Normalized solutions to the Born-Infeld problem and a class of \((2, q)\)-Laplacian equations

SEMINARIO DE ECUACIONES DIFERENCIALES

Conferenciante: Laura Baldelli (Universidad de Granada)

Abstract: In this talk, we will disclose the main results contained in a recent paper written jointly with Jarosław Mederski (Institute of Mathematics Polish Academy of Sciences, Warsaw) and Alessio Pomponio (Polytechnic University of Bari, Italy).

Motivated by the fact that physicists are often interested in normalized solutions, we will discuss some recent results concerning existence and nonexistence of normalized solutions to a large class of quasilinear problems, including the well-known Born-Infeld operator.

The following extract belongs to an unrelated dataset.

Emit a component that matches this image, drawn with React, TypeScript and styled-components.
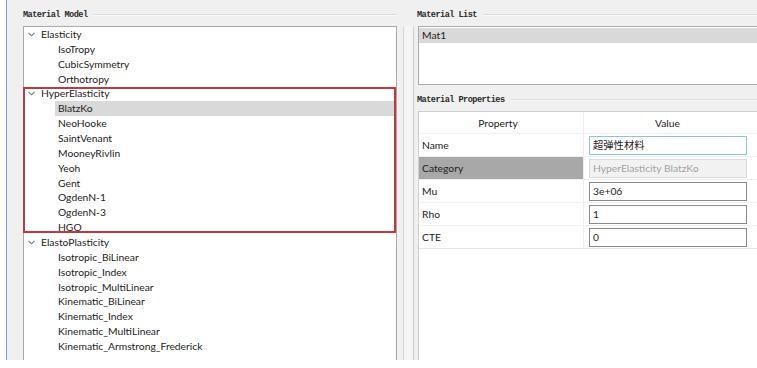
import styled, { createGlobalStyle } from "styled-components";

const GlobalStyle = createGlobalStyle`
    html, body {
        margin: 0;
        padding: 0;
        background: #ffffff;
    }
    body {
        font-family: Lato, "Noto Sans CJK SC", sans-serif;
        color: #222;
    }
`;

interface TreeGroup {
    name: string
    children: string[]
    marked?: boolean
    selected?: string
}

const groups: TreeGroup[] = [
    { name: "Elasticity", children: ["IsoTropy", "CubicSymmetry", "Orthotropy"] },
    {
        name: "HyperElasticity",
        children: ["BlatzKo", "NeoHooke", "SaintVenant", "MooneyRivlin", "Yeoh", "Gent", "OgdenN-1", "OgdenN-3", "HGO"],
        marked: true,
        selected: "BlatzKo",
    },
    {
        name: "ElastoPlasticity",
        children: [
            "Isotropic_BiLinear",
            "Isotropic_Index",
            "Isotropic_MultiLinear",
            "Kinematic_BiLinear",
            "Kinematic_Index",
            "Kinematic_MultiLinear",
            "Kinematic_Armstrong_Frederick",
        ],
    },
];

type Field = { label: string; value: string; kind?: "focus" | "disabled" };

const fields: Field[] = [
    { label: "Name", value: "超弹性材料", kind: "focus" },
    { label: "Category", value: "HyperElasticity BlatzKo", kind: "disabled" },
    { label: "Mu", value: "3e+06" },
    { label: "Rho", value: "1" },
    { label: "CTE", value: "0" },
];

export default function App() {
    return (
        <>
            <GlobalStyle />
            <Window>
                <LeftPane>
                    <GroupTitle>Material Model</GroupTitle>
                    <TreeBox>
                        {groups.map(g => (
                            <Group key={g.name} $marked={g.marked}>
                                <ParentRow>
                                    <Chevron width="7" height="5" viewBox="0 0 7 5">
                                        <path d="M0.5 0.8 L3.5 3.8 L6.5 0.8" fill="none" stroke="#777" strokeWidth="1.1" />
                                    </Chevron>
                                    {g.name}
                                </ParentRow>
                                {g.children.map(c => (
                                    <ChildRow key={c} $selected={g.selected === c}>{c}</ChildRow>
                                ))}
                            </Group>
                        ))}
                    </TreeBox>
                </LeftPane>
                <Splitter />
                <RightPane>
                    <GroupTitle>Material List</GroupTitle>
                    <ListBox>
                        <ListItem $selected>Mat1</ListItem>
                    </ListBox>
                    <GroupTitle>Material Properties</GroupTitle>
                    <Table>
                        <HeaderRow>
                            <HeadCell>Property</HeadCell>
                            <HeadCell>Value</HeadCell>
                        </HeaderRow>
                        {fields.map(f => (
                            <Row key={f.label}>
                                <KeyCell $disabled={f.kind === "disabled"}>{f.label}</KeyCell>
                                <ValueCell>
                                    <Input $kind={f.kind}>{f.value}</Input>
                                </ValueCell>
                            </Row>
                        ))}
                    </Table>
                </RightPane>
            </Window>
        </>
    );
}

const Window = styled.div`
    display: flex;
    height: 358px;
    margin-left: 6px;
    padding-top: 2px;
    border-left: 1px solid #6fa6d3;
    background: #f0f0f0;
    overflow: hidden;
`;

const LeftPane = styled.div`
    width: 374px;
    padding-left: 16px;
    display: flex;
    flex-direction: column;
`;

const GroupTitle = styled.div`
    display: flex;
    align-items: center;
    gap: 6px;
    height: 24px;
    box-sizing: border-box;
    padding-top: 2px;
    font-family: "Liberation Mono", monospace;
    font-size: 8.6px;
    font-weight: bold;
    color: #2a2a2a;
    letter-spacing: -0.55px;
    &::after {
        content: "";
        flex: 1;
        height: 1px;
        background: #dcdcdc;
        border-bottom: 1px solid #fafafa;
    }
`;

const TreeBox = styled.div`
    flex: 1;
    background: #fff;
    border: 1px solid #a9a9a9;
    border-bottom: none;
    font-size: 10.3px;
    line-height: 14.86px;
`;

const Group = styled.div<{ $marked?: boolean }>`
    position: relative;
    &::after {
        content: "";
        display: ${p => (p.$marked ? "block" : "none")};
        position: absolute;
        top: 1px;
        bottom: 2px;
        left: -1px;
        right: 0;
        border: 2px solid #bd3b3d;
        pointer-events: none;
    }
`;

const ParentRow = styled.div`
    display: flex;
    align-items: center;
    padding-left: 4px;
    white-space: nowrap;
`;

const Chevron = styled.svg`
    margin-right: 6px;
`;

const ChildRow = styled.div<{ $selected?: boolean }>`
    margin-left: 31px;
    padding-left: 3px;
    white-space: nowrap;
    background: ${p => (p.$selected ? "#d9d9d9" : "transparent")};
`;

const Splitter = styled.div`
    width: 20px;
    margin-top: 24px;
    box-sizing: border-box;
    border-left: 6px solid #f0f0f0;
    border-right: 3px solid #f0f0f0;
    background: linear-gradient(to right, #d6d6d6 0 1px, #f4f4f4 1px 10px, #cfcfcf 10px 11px);
`;

const RightPane = styled.div`
    flex: 1;
    display: flex;
    flex-direction: column;
    min-width: 0;
`;

const ListBox = styled.div`
    height: 56px;
    margin-left: 1px;
    margin-bottom: 2px;
    background: #fff;
    border: 1px solid #a9a9a9;
    border-right: none;
    padding-top: 1px;
    font-size: 10.3px;
`;

const ListItem = styled.div<{ $selected?: boolean }>`
    height: 15px;
    line-height: 15px;
    padding-left: 3px;
    background: ${p => (p.$selected ? "#d9d9d9" : "transparent")};
`;

const Table = styled.div`
    flex: 1;
    margin-left: 1px;
    background: #fff;
    border-left: 1px solid #cfcfcf;
    border-top: 1px solid #cfcfcf;
    font-size: 10.3px;
`;

const HeaderRow = styled.div`
    display: grid;
    grid-template-columns: 165px 1fr;
    height: 21px;
    align-items: center;
    text-align: center;
    border-bottom: 1px solid #f2f2f2;
`;

const HeadCell = styled.div`
    padding-right: 6px;
    &:first-child {
        border-right: 1px solid #ececec;
        height: 100%;
        display: flex;
        align-items: center;
        justify-content: center;
    }
`;

const Row = styled.div`
    display: grid;
    grid-template-columns: 165px 1fr;
    height: 22px;
    border-bottom: 1px solid #f0f0f0;
    &:last-child {
        border-bottom: 1px solid #e6e6e6;
    }
`;

const KeyCell = styled.div<{ $disabled?: boolean }>`
    display: flex;
    align-items: center;
    padding-left: 3px;
    background: ${p => (p.$disabled ? "#a8a8a8" : "#fff")};
    border-right: 1px solid #ececec;
`;

const ValueCell = styled.div`
    display: flex;
    align-items: center;
    padding-left: 5px;
    padding-right: 10px;
`;

const Input = styled.div<{ $kind?: "focus" | "disabled" }>`
    flex: 1;
    height: 17px;
    line-height: 17px;
    padding-left: 3px;
    border: 1px solid ${p => (p.$kind === "focus" ? "#8fc4d8" : p.$kind === "disabled" ? "#dadada" : "#8a8a8a")};
    background: ${p => (p.$kind === "disabled" ? "#f2f2f2" : "#fff")};
    color: ${p => (p.$kind === "disabled" ? "#a3a3a3" : "#222")};
`;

Our main theorems cover the mass subcritical, critical, and supercritical cases, in the sense of the critical exponents \(2(1+2/N)\), \(q(1+2/N)\). In the mass subcritical cases, we study a global minimization problem and obtain a ground state solution for a \((2,q)\)-type operator which implies the existence of solutions to the Born-Infeld problem. We also deal with the mass supercritical cases, getting an existence result by a mountain pass approach, while in the critical cases, we prove nonexistence results by using asymptotic decays of particular externals, for quasilinear problems involving the \((2,q)\)-type operator.